>>>

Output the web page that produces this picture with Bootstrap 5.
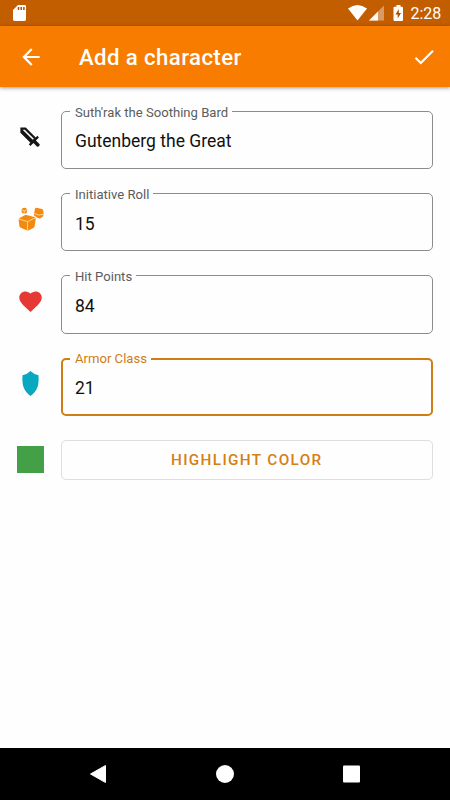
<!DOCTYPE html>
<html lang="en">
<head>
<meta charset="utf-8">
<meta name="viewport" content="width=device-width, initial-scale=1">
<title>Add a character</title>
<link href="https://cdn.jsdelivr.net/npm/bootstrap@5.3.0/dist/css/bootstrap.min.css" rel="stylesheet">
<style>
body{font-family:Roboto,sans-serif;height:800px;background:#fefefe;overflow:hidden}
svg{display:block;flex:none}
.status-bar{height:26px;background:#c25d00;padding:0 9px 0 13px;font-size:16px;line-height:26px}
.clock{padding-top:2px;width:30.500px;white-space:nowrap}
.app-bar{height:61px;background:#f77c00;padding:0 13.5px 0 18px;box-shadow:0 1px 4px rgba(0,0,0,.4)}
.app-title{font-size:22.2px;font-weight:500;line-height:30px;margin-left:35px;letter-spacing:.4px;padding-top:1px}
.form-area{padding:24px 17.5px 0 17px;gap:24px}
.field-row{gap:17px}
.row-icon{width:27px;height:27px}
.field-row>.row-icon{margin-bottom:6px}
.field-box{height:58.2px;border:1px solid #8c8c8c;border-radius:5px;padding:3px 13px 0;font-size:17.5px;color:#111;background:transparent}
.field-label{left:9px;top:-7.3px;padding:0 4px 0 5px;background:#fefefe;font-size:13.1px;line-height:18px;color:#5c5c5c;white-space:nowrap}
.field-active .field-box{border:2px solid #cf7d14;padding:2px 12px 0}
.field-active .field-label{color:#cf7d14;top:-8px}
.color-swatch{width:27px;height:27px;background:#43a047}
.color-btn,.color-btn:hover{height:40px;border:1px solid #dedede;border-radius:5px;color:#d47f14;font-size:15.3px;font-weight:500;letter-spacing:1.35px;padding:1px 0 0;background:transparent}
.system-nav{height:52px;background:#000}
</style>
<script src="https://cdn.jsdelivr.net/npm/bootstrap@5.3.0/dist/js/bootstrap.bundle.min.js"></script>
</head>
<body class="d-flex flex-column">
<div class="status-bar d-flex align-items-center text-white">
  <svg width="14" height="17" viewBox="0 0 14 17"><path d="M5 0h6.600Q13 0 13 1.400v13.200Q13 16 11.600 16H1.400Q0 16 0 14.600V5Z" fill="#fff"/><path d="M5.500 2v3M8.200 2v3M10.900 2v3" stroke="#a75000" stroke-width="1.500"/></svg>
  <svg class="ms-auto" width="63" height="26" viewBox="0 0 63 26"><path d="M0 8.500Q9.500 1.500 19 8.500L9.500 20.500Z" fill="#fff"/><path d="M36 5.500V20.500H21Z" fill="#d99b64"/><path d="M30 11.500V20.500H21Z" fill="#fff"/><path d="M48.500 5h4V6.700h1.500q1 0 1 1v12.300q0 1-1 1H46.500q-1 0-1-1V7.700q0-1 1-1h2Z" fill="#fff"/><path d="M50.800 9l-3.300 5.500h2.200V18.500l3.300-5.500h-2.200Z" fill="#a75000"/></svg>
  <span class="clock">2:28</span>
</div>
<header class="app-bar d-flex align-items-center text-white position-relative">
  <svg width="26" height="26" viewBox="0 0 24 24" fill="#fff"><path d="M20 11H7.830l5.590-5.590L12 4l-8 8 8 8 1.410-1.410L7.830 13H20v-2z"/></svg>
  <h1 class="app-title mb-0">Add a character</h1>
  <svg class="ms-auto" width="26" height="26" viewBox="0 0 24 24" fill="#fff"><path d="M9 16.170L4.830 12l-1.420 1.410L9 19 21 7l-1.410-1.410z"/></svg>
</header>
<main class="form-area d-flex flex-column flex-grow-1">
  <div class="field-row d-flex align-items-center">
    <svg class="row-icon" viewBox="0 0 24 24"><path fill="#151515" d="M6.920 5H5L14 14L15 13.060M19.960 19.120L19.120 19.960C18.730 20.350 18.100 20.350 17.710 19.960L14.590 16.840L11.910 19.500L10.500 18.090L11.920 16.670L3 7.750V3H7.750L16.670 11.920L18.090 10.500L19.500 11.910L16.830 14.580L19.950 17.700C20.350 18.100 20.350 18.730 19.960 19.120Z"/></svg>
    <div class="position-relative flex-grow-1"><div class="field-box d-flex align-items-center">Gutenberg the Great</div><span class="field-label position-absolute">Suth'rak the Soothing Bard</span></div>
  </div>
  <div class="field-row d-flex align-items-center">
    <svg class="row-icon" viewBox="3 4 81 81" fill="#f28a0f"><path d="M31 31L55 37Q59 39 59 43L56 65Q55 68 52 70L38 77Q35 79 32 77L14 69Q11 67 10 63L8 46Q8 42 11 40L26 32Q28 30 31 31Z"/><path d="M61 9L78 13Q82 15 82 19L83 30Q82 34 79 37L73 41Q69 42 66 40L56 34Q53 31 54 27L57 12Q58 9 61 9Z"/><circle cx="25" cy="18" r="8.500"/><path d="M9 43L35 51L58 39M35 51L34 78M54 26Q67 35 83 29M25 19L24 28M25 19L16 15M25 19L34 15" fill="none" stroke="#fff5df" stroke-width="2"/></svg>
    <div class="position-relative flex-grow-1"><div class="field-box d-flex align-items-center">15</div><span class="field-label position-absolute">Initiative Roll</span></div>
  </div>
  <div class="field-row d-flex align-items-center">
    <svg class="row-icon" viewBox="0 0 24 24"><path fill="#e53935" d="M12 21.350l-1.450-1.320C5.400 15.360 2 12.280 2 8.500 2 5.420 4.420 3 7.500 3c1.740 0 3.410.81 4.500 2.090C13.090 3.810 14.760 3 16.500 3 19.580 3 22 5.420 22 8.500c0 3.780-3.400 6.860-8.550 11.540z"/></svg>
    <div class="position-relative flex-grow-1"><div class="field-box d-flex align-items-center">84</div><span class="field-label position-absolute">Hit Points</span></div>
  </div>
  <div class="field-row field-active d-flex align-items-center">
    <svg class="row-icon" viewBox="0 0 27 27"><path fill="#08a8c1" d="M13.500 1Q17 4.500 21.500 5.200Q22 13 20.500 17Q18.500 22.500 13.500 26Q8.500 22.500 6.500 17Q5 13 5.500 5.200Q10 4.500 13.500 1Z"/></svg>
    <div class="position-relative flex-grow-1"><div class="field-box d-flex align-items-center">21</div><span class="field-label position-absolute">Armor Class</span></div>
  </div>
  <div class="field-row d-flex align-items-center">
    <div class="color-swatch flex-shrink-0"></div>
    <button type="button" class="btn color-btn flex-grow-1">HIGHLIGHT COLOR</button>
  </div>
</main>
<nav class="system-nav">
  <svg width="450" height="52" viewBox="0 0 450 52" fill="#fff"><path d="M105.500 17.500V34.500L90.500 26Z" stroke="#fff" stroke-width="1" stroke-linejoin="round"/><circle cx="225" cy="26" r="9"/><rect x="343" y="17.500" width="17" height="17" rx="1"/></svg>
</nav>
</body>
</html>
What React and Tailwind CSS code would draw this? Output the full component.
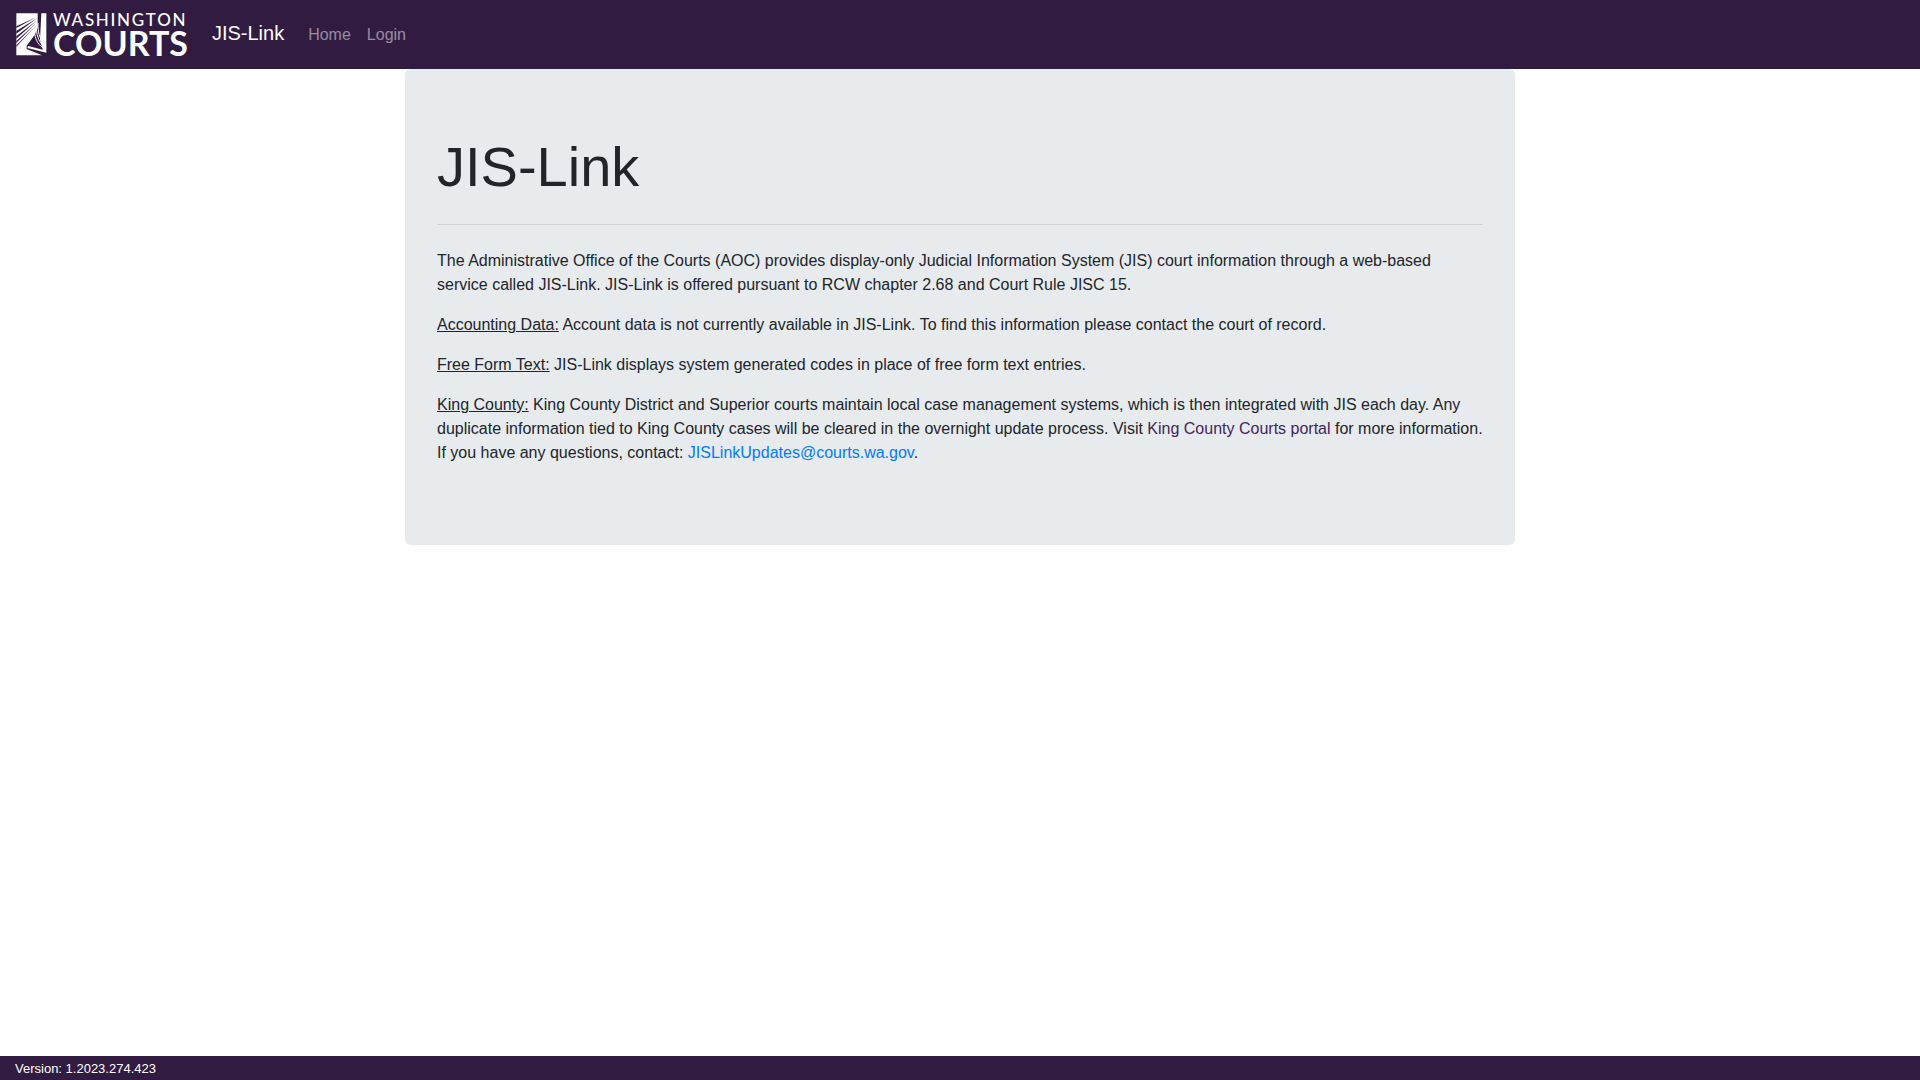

<<<

__Exercise prompt__: Each entry above should be reproduced exactly, with the pictures removed.

__Exercise answer__:
Output the web page that produces this picture with Bootstrap 5.
<!DOCTYPE html>
<html lang="en">
<head>
<meta charset="utf-8">
<meta name="viewport" content="width=device-width, initial-scale=1">
<title>Add a character</title>
<link href="https://cdn.jsdelivr.net/npm/bootstrap@5.3.0/dist/css/bootstrap.min.css" rel="stylesheet">
<style>
body{font-family:Roboto,sans-serif;height:800px;background:#fefefe;overflow:hidden}
svg{display:block;flex:none}
.status-bar{height:26px;background:#c25d00;padding:0 9px 0 13px;font-size:16px;line-height:26px}
.clock{padding-top:2px;width:30.500px;white-space:nowrap}
.app-bar{height:61px;background:#f77c00;padding:0 13.5px 0 18px;box-shadow:0 1px 4px rgba(0,0,0,.4)}
.app-title{font-size:22.2px;font-weight:500;line-height:30px;margin-left:35px;letter-spacing:.4px;padding-top:1px}
.form-area{padding:24px 17.5px 0 17px;gap:24px}
.field-row{gap:17px}
.row-icon{width:27px;height:27px}
.field-row>.row-icon{margin-bottom:6px}
.field-box{height:58.2px;border:1px solid #8c8c8c;border-radius:5px;padding:3px 13px 0;font-size:17.5px;color:#111;background:transparent}
.field-label{left:9px;top:-7.3px;padding:0 4px 0 5px;background:#fefefe;font-size:13.1px;line-height:18px;color:#5c5c5c;white-space:nowrap}
.field-active .field-box{border:2px solid #cf7d14;padding:2px 12px 0}
.field-active .field-label{color:#cf7d14;top:-8px}
.color-swatch{width:27px;height:27px;background:#43a047}
.color-btn,.color-btn:hover{height:40px;border:1px solid #dedede;border-radius:5px;color:#d47f14;font-size:15.3px;font-weight:500;letter-spacing:1.35px;padding:1px 0 0;background:transparent}
.system-nav{height:52px;background:#000}
</style>
<script src="https://cdn.jsdelivr.net/npm/bootstrap@5.3.0/dist/js/bootstrap.bundle.min.js"></script>
</head>
<body class="d-flex flex-column">
<div class="status-bar d-flex align-items-center text-white">
  <svg width="14" height="17" viewBox="0 0 14 17"><path d="M5 0h6.600Q13 0 13 1.400v13.200Q13 16 11.600 16H1.400Q0 16 0 14.600V5Z" fill="#fff"/><path d="M5.500 2v3M8.200 2v3M10.900 2v3" stroke="#a75000" stroke-width="1.500"/></svg>
  <svg class="ms-auto" width="63" height="26" viewBox="0 0 63 26"><path d="M0 8.500Q9.500 1.500 19 8.500L9.500 20.500Z" fill="#fff"/><path d="M36 5.500V20.500H21Z" fill="#d99b64"/><path d="M30 11.500V20.500H21Z" fill="#fff"/><path d="M48.500 5h4V6.700h1.500q1 0 1 1v12.300q0 1-1 1H46.500q-1 0-1-1V7.700q0-1 1-1h2Z" fill="#fff"/><path d="M50.800 9l-3.300 5.500h2.200V18.500l3.300-5.500h-2.200Z" fill="#a75000"/></svg>
  <span class="clock">2:28</span>
</div>
<header class="app-bar d-flex align-items-center text-white position-relative">
  <svg width="26" height="26" viewBox="0 0 24 24" fill="#fff"><path d="M20 11H7.830l5.590-5.590L12 4l-8 8 8 8 1.410-1.410L7.830 13H20v-2z"/></svg>
  <h1 class="app-title mb-0">Add a character</h1>
  <svg class="ms-auto" width="26" height="26" viewBox="0 0 24 24" fill="#fff"><path d="M9 16.170L4.830 12l-1.420 1.410L9 19 21 7l-1.410-1.410z"/></svg>
</header>
<main class="form-area d-flex flex-column flex-grow-1">
  <div class="field-row d-flex align-items-center">
    <svg class="row-icon" viewBox="0 0 24 24"><path fill="#151515" d="M6.920 5H5L14 14L15 13.060M19.960 19.120L19.120 19.960C18.730 20.350 18.100 20.350 17.710 19.960L14.590 16.840L11.910 19.500L10.500 18.090L11.920 16.670L3 7.750V3H7.750L16.670 11.920L18.090 10.500L19.500 11.910L16.830 14.580L19.950 17.700C20.350 18.100 20.350 18.730 19.960 19.120Z"/></svg>
    <div class="position-relative flex-grow-1"><div class="field-box d-flex align-items-center">Gutenberg the Great</div><span class="field-label position-absolute">Suth'rak the Soothing Bard</span></div>
  </div>
  <div class="field-row d-flex align-items-center">
    <svg class="row-icon" viewBox="3 4 81 81" fill="#f28a0f"><path d="M31 31L55 37Q59 39 59 43L56 65Q55 68 52 70L38 77Q35 79 32 77L14 69Q11 67 10 63L8 46Q8 42 11 40L26 32Q28 30 31 31Z"/><path d="M61 9L78 13Q82 15 82 19L83 30Q82 34 79 37L73 41Q69 42 66 40L56 34Q53 31 54 27L57 12Q58 9 61 9Z"/><circle cx="25" cy="18" r="8.500"/><path d="M9 43L35 51L58 39M35 51L34 78M54 26Q67 35 83 29M25 19L24 28M25 19L16 15M25 19L34 15" fill="none" stroke="#fff5df" stroke-width="2"/></svg>
    <div class="position-relative flex-grow-1"><div class="field-box d-flex align-items-center">15</div><span class="field-label position-absolute">Initiative Roll</span></div>
  </div>
  <div class="field-row d-flex align-items-center">
    <svg class="row-icon" viewBox="0 0 24 24"><path fill="#e53935" d="M12 21.350l-1.450-1.320C5.400 15.360 2 12.280 2 8.500 2 5.420 4.420 3 7.500 3c1.740 0 3.410.81 4.500 2.090C13.090 3.810 14.760 3 16.500 3 19.580 3 22 5.420 22 8.500c0 3.780-3.400 6.860-8.550 11.540z"/></svg>
    <div class="position-relative flex-grow-1"><div class="field-box d-flex align-items-center">84</div><span class="field-label position-absolute">Hit Points</span></div>
  </div>
  <div class="field-row field-active d-flex align-items-center">
    <svg class="row-icon" viewBox="0 0 27 27"><path fill="#08a8c1" d="M13.500 1Q17 4.500 21.500 5.200Q22 13 20.500 17Q18.500 22.500 13.500 26Q8.500 22.500 6.500 17Q5 13 5.500 5.200Q10 4.500 13.500 1Z"/></svg>
    <div class="position-relative flex-grow-1"><div class="field-box d-flex align-items-center">21</div><span class="field-label position-absolute">Armor Class</span></div>
  </div>
  <div class="field-row d-flex align-items-center">
    <div class="color-swatch flex-shrink-0"></div>
    <button type="button" class="btn color-btn flex-grow-1">HIGHLIGHT COLOR</button>
  </div>
</main>
<nav class="system-nav">
  <svg width="450" height="52" viewBox="0 0 450 52" fill="#fff"><path d="M105.500 17.500V34.500L90.500 26Z" stroke="#fff" stroke-width="1" stroke-linejoin="round"/><circle cx="225" cy="26" r="9"/><rect x="343" y="17.500" width="17" height="17" rx="1"/></svg>
</nav>
</body>
</html>
What React and Tailwind CSS code would draw this? Output the full component.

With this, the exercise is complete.